### Records to use
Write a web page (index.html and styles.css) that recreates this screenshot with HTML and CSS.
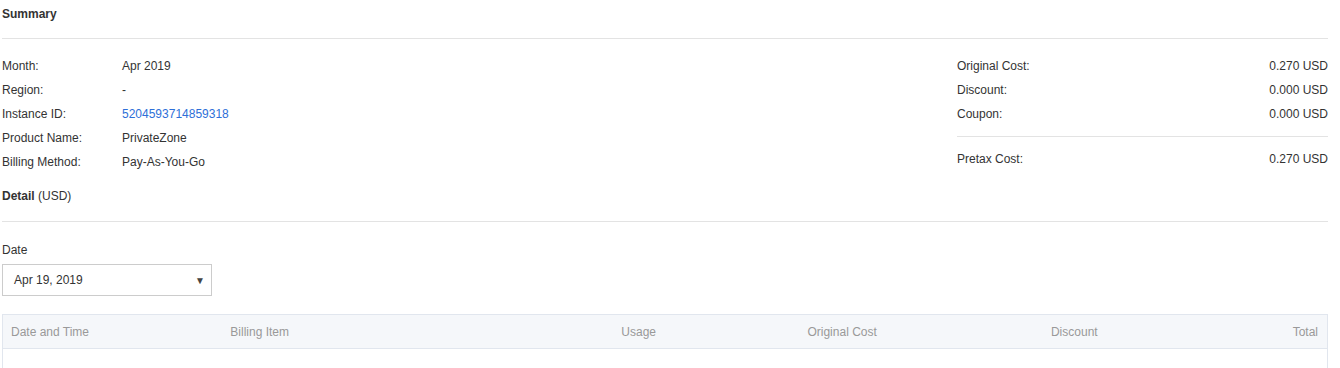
FILE: index.html
```html
<!DOCTYPE html>
<html lang="en">

<head>
    <meta charset="UTF-8">
    <title>Bill Detail</title>
    <link rel="stylesheet" href="styles.css">
</head>

<body>
    <div class="page">
        <div class="section-title">Summary</div>

        <div class="summary">
            <div class="info">
                <div class="row"><span class="label">Month:</span><span>Apr 2019</span></div>
                <div class="row"><span class="label">Region:</span><span>-</span></div>
                <div class="row"><span class="label">Instance ID:</span><a href="#" class="link">5204593714859318</a></div>
                <div class="row"><span class="label">Product Name:</span><span>PrivateZone</span></div>
                <div class="row"><span class="label">Billing Method:</span><span>Pay-As-You-Go</span></div>
            </div>
            <div class="costs">
                <div class="row cost-row"><span>Original Cost:</span><span>0.270 USD</span></div>
                <div class="row cost-row"><span>Discount:</span><span>0.000 USD</span></div>
                <div class="row cost-row"><span>Coupon:</span><span>0.000 USD</span></div>
                <div class="divider"></div>
                <div class="row cost-row"><span>Pretax Cost:</span><span>0.270 USD</span></div>
            </div>
        </div>

        <div class="section-title detail-title">Detail <span class="unit">(USD)</span></div>

        <div class="field">
            <label class="field-label" for="date">Date</label>
            <div class="select-box" id="date">
                <span>Apr 19, 2019</span>
                <span class="arrow">&#9660;</span>
            </div>
        </div>

        <table class="bill-table">
            <thead>
                <tr>
                    <th>Date and Time</th>
                    <th>Billing Item</th>
                    <th class="num">Usage</th>
                    <th class="num">Original Cost</th>
                    <th class="num">Discount</th>
                    <th class="num">Total</th>
                </tr>
            </thead>
            <tbody>
                <tr class="empty">
                    <td colspan="6"></td>
                </tr>
            </tbody>
        </table>
    </div>
</body>

</html>
```

FILE: styles.css
```css
body {
    margin: 0;
    font-family: "Liberation Sans", Arial, sans-serif;
    font-size: 12px;
    color: #333333;
    background: #ffffff;
}

.page {
    margin: 0 12px 0 2px;
}

.section-title {
    font-weight: bold;
    line-height: 18px;
    padding: 5px 0 15px;
    border-bottom: 1px solid #e3e3e3;
}

.detail-title {
    margin-top: 8px;
    padding-bottom: 16px;
}

.unit {
    font-weight: normal;
}

.summary {
    display: flex;
    justify-content: space-between;
    margin-top: 15px;
}

.row {
    display: flex;
    line-height: 24px;
}

.label {
    width: 120px;
}

.link {
    color: #2e6fd8;
    text-decoration: none;
}

.costs {
    width: 371px;
}

.cost-row {
    justify-content: space-between;
}

.divider {
    border-top: 1px solid #e3e3e3;
    margin: 10px 0 10px;
}

.field {
    margin-top: 19px;
}

.field-label {
    display: block;
    line-height: 18px;
}

.select-box {
    box-sizing: border-box;
    width: 210px;
    height: 32px;
    margin-top: 5px;
    padding: 0 6px 0 11px;
    border: 1px solid #cccccc;
    display: flex;
    align-items: center;
    justify-content: space-between;
}

.arrow {
    font-size: 10px;
    color: #444444;
}

.bill-table {
    width: 100%;
    margin-top: 18px;
    border-collapse: collapse;
    table-layout: fixed;
}

.bill-table th {
    height: 33px;
    padding: 0 8px;
    background: #f5f7fa;
    border-top: 1px solid #e1e6ee;
    border-bottom: 1px solid #e1e6ee;
    color: #999999;
    font-weight: normal;
    text-align: left;
}

.bill-table th:first-child {
    border-left: 1px solid #e1e6ee;
    padding-left: 8px;
}

.bill-table th:nth-child(2) {
    padding-left: 7px;
}

.bill-table th:last-child {
    border-right: 1px solid #e1e6ee;
}

.bill-table th.num {
    text-align: right;
    padding-right: 9px;
}

.bill-table .empty td {
    height: 40px;
    border-left: 1px solid #e1e6ee;
    border-right: 1px solid #e1e6ee;
}
```
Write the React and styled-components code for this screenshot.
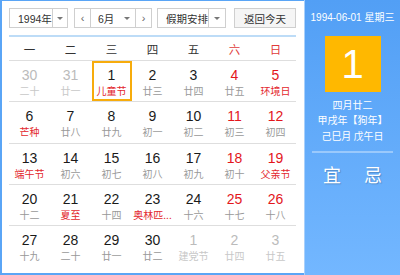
import React from "react";
import styled, { createGlobalStyle } from "styled-components";

const Global = createGlobalStyle`
  html, body { margin: 0; padding: 0; background: #fff; }
  body { font-family: "Liberation Sans", Arial, "Noto Sans CJK SC", sans-serif; }
  * { box-sizing: border-box; }
`;

const Frame = styled.div`
  width: 400px;
  height: 275px;
  display: flex;
  background: #5aa5f6;
  padding: 1px 0 2px 2px;
`;

const Left = styled.div`
  width: 302px;
  background: #fff;
  padding: 7px 7px 0 7px;
  display: flex;
  flex-direction: column;
`;

const Right = styled.div`
  flex: 1;
  margin: -1px 0 -2px 0;
  border-left: 1px solid #a9d0fb;
  background: linear-gradient(#529ff5, #73b7ff);
  display: flex;
  flex-direction: column;
  align-items: center;
  color: #fff;
  font-family: "Liberation Sans", Arial, "Noto Sans CJK SC", sans-serif;
`;

const Toolbar = styled.div`
  display: flex;
  align-items: center;
  height: 20px;
`;

const Box = styled.div`
  display: flex;
  align-items: stretch;
  height: 20px;
  width: ${(p) => p.w}px;
  margin-left: ${(p) => p.ml || 0}px;
  border: 1px solid #cfcfcf;
  background: ${(p) => (p.btn ? "#f5f5f5" : "#fff")};
  font-size: 10.5px;
  color: #333;
  justify-content: ${(p) => (p.btn ? "center" : "flex-start")};
`;

const Label = styled.div`
  flex: 1;
  display: flex;
  align-items: center;
  padding-left: ${(p) => p.pl ?? 8}px;
  white-space: nowrap;
  position: relative;
`;

const Arrow = styled.div`
  width: 17px;
  border-left: 1px solid #cfcfcf;
  display: flex;
  align-items: center;
  justify-content: center;
  &::after {
    content: "";
    border-left: 3px solid transparent;
    border-right: 3px solid transparent;
    border-top: 3px solid #777;
  }
`;

const InlineArrow = styled.span`
  position: absolute;
  right: 5px;
  top: 8px;
  border-left: 3px solid transparent;
  border-right: 3px solid transparent;
  border-top: 3px solid #777;
`;

const Nav = styled.div`
  width: 16px;
  display: flex;
  align-items: center;
  justify-content: center;
  color: #666;
  font-size: 11px;
  ${(p) => (p.side === "l" ? "border-right: 1px solid #cfcfcf;" : "border-left: 1px solid #cfcfcf;")}
`;

const BlueLine = styled.div`
  height: 2px;
  background: #bddcf7;
  margin-top: 7px;
  width: 287px;
`;

const WeekRow = styled.div`
  display: grid;
  grid-template-columns: repeat(7, 41px);
  height: 23px;
  align-items: center;
`;

const WeekDay = styled.div`
  text-align: center;
  font-size: 11.5px;
  color: ${(p) => (p.red ? "#e03b3b" : "#333")};
  font-family: "Noto Sans CJK SC", sans-serif;
`;

const Grid = styled.div`
  display: grid;
  grid-template-columns: repeat(7, 41px);
  grid-auto-rows: 41.3px;
`;

const Cell = styled.div`
  border-top: 1px solid #dedede;
  display: flex;
  justify-content: center;
`;

const Day = styled.div`
  width: 40px;
  height: 40px;
  border: 2px solid ${(p) => (p.sel ? "#f7ac0c" : "transparent")};
  display: flex;
  flex-direction: column;
  align-items: center;
  padding-top: 4px;
`;

const Num = styled.div`
  font-size: 14px;
  line-height: 16px;
  color: ${(p) => (p.dim ? "#bbbbbb" : p.red ? "#e3161c" : "#1a1a1a")};
`;

const Lunar = styled.div`
  margin-top: 1px;
  font-size: 10px;
  line-height: 14px;
  white-space: nowrap;
  font-family: "Noto Sans CJK SC", sans-serif;
  color: ${(p) => (p.dim ? "#c8c8c8" : p.red ? "#e3272d" : "#999")};
`;

const DateLine = styled.div`
  margin-top: 12px;
  font-size: 10px;
  line-height: 12px;
  white-space: nowrap;
`;

const BigDay = styled.div`
  margin-top: 12px;
  width: 56px;
  height: 56px;
  background: #ffb800;
  display: flex;
  align-items: center;
  justify-content: center;
  font-size: 40px;
  color: #fff;
`;

const Info = styled.div`
  margin-top: ${(p) => p.mt}px;
  font-size: 10px;
  line-height: 13px;
  white-space: nowrap;
  font-family: "Noto Sans CJK SC", sans-serif;
`;

const Sep = styled.div`
  margin-top: 9px;
  width: 81px;
  height: 2px;
  background: rgba(255, 255, 255, 0.35);
`;

const YiJi = styled.div`
  margin-top: 8px;
  display: flex;
  gap: 23px;
  font-size: 18px;
  font-family: "Noto Sans CJK SC", sans-serif;
  text-shadow: 1px 1px 1px rgba(0, 0, 0, 0.2);
`;

const days = [
  [30, "二十", "d"], [31, "廿一", "d"], [1, "儿童节", "f", "sel"], [2, "廿三"], [3, "廿四"], [4, "廿五", "w"], [5, "环境日", "wf"],
  [6, "芒种", "f"], [7, "廿八"], [8, "廿九"], [9, "初一"], [10, "初二"], [11, "初三", "w"], [12, "初四", "w"],
  [13, "端午节", "f"], [14, "初六"], [15, "初七"], [16, "初八"], [17, "初九"], [18, "初十", "w"], [19, "父亲节", "wf"],
  [20, "十二"], [21, "夏至", "f"], [22, "十四"], [23, "奥林匹...", "f"], [24, "十六"], [25, "十七", "w"], [26, "十八", "w"],
  [27, "十九"], [28, "二十"], [29, "廿一"], [30, "廿二"], [1, "建党节", "d"], [2, "廿四", "d"], [3, "廿五", "d"],
];

const weeks = ["一", "二", "三", "四", "五", "六", "日"];

export default function App() {
  return (
    <>
      <Global />
      <Frame>
        <Left>
          <Toolbar>
            <Box w={59}>
              <Label pl={8}>1994年</Label>
              <Arrow />
            </Box>
            <Box w={78} ml={6}>
              <Nav side="l">&lsaquo;</Nav>
              <Label pl={7}>
                6月
                <InlineArrow />
              </Label>
              <Nav side="r">&rsaquo;</Nav>
            </Box>
            <Box w={69} ml={5}>
              <Label pl={8}>假期安排</Label>
              <Arrow />
            </Box>
            <Box w={62} ml={8} btn>
              <Label pl={0} style={{ justifyContent: "center" }}>返回今天</Label>
            </Box>
          </Toolbar>
          <BlueLine />
          <WeekRow>
            {weeks.map((w, i) => (
              <WeekDay key={w} red={i >= 5}>{w}</WeekDay>
            ))}
          </WeekRow>
          <Grid>
            {days.map(([n, l, t = "", s], i) => (
              <Cell key={i}>
                <Day sel={s === "sel"}>
                  <Num dim={t === "d"} red={t.includes("w")}>{n}</Num>
                  <Lunar dim={t === "d"} red={t.includes("f")}>{l}</Lunar>
                </Day>
              </Cell>
            ))}
          </Grid>
        </Left>
        <Right>
          <DateLine>1994-06-01 星期三</DateLine>
          <BigDay>1</BigDay>
          <Info mt={6}>四月廿二</Info>
          <Info mt={2}>甲戌年【狗年】</Info>
          <Info mt={3}>己巳月 戊午日</Info>
          <Sep />
          <YiJi>
            <span>宜</span>
            <span>忌</span>
          </YiJi>
        </Right>
      </Frame>
    </>
  );
}
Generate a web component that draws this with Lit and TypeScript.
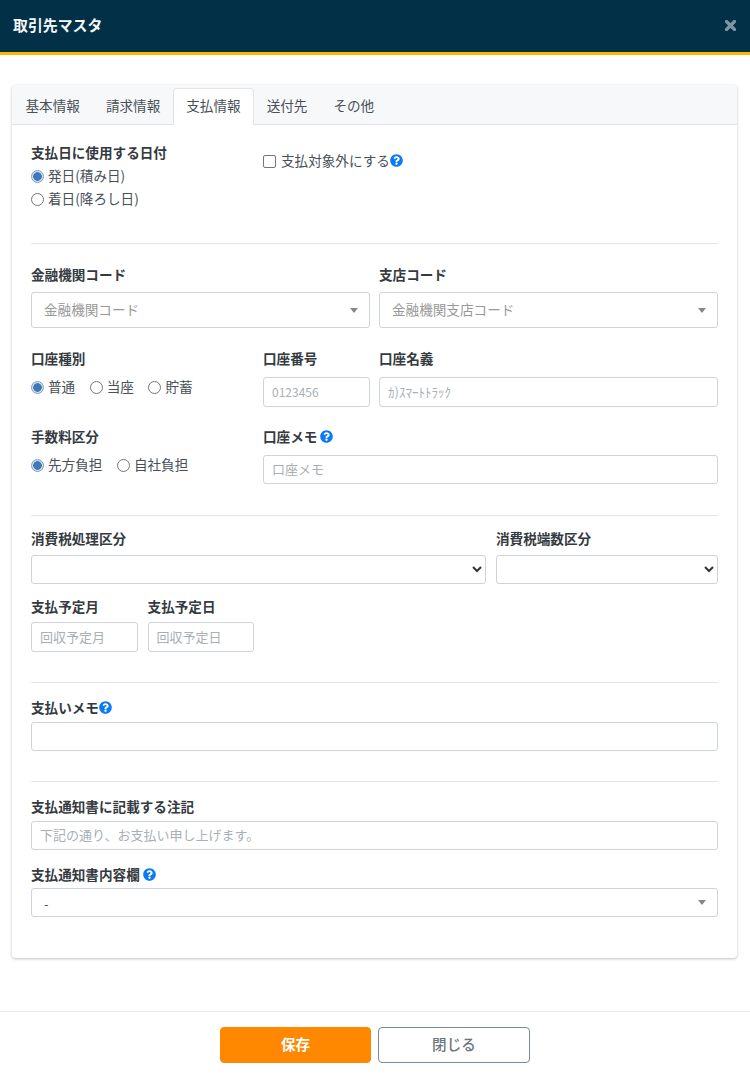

### Your instructions
Each line that has the word "components" should be copied.

### Written answer
Write the React and styled-components code for this screenshot.
import styled, { createGlobalStyle } from "styled-components";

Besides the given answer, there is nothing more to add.